**Data block:**

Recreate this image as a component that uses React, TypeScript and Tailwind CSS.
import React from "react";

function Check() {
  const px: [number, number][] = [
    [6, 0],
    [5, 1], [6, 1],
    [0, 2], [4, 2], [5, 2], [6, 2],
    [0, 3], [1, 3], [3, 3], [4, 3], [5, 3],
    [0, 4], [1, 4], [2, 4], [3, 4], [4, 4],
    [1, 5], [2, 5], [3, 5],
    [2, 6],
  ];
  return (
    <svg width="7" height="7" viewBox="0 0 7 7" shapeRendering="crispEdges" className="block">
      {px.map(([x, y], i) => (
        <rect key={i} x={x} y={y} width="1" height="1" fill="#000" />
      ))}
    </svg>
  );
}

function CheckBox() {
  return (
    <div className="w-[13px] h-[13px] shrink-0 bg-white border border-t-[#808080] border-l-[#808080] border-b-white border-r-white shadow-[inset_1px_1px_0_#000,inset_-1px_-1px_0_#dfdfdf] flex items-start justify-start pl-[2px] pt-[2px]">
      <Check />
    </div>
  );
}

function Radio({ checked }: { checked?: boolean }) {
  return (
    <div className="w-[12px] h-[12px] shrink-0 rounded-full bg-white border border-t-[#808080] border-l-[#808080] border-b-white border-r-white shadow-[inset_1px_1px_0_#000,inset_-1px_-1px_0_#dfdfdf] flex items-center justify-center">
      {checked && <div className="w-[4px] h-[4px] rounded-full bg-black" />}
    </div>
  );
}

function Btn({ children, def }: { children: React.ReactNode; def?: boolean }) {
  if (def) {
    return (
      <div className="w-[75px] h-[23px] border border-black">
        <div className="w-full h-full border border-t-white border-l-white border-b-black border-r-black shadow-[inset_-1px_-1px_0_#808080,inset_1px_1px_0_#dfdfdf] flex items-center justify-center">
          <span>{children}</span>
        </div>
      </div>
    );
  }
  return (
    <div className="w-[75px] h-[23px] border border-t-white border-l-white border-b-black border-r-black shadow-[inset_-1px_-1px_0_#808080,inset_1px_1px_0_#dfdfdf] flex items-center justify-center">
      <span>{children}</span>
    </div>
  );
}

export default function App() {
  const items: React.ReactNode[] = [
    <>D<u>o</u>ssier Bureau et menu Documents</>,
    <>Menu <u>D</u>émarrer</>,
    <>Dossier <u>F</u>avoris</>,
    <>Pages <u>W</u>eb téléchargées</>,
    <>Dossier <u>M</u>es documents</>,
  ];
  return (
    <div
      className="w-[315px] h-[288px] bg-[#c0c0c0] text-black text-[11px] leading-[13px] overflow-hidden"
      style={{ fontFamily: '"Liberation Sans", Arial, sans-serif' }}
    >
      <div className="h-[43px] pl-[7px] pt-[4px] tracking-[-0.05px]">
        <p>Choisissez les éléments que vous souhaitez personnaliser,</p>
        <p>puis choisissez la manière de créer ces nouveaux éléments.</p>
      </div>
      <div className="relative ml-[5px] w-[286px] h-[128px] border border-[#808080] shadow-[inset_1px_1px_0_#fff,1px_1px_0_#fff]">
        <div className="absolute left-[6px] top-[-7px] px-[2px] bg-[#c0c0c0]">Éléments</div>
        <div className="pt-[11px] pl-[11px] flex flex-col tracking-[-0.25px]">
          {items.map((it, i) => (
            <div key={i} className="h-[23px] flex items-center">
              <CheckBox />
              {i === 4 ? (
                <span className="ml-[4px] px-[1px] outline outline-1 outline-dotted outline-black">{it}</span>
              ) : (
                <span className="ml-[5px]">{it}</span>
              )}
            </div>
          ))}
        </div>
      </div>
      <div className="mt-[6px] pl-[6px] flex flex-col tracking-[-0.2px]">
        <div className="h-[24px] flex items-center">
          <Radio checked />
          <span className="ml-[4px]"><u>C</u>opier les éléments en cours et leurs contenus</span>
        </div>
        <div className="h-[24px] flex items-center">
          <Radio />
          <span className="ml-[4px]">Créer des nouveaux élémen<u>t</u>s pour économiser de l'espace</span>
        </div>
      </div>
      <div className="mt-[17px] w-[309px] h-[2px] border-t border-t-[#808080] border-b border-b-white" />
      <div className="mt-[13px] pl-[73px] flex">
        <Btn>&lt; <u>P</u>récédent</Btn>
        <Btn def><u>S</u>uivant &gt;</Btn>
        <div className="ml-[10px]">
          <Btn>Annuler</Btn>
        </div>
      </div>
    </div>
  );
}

**Work to be completed:** Check each line above for the string "React" and report how many lines have it, giving only the number.

**Task result:** 4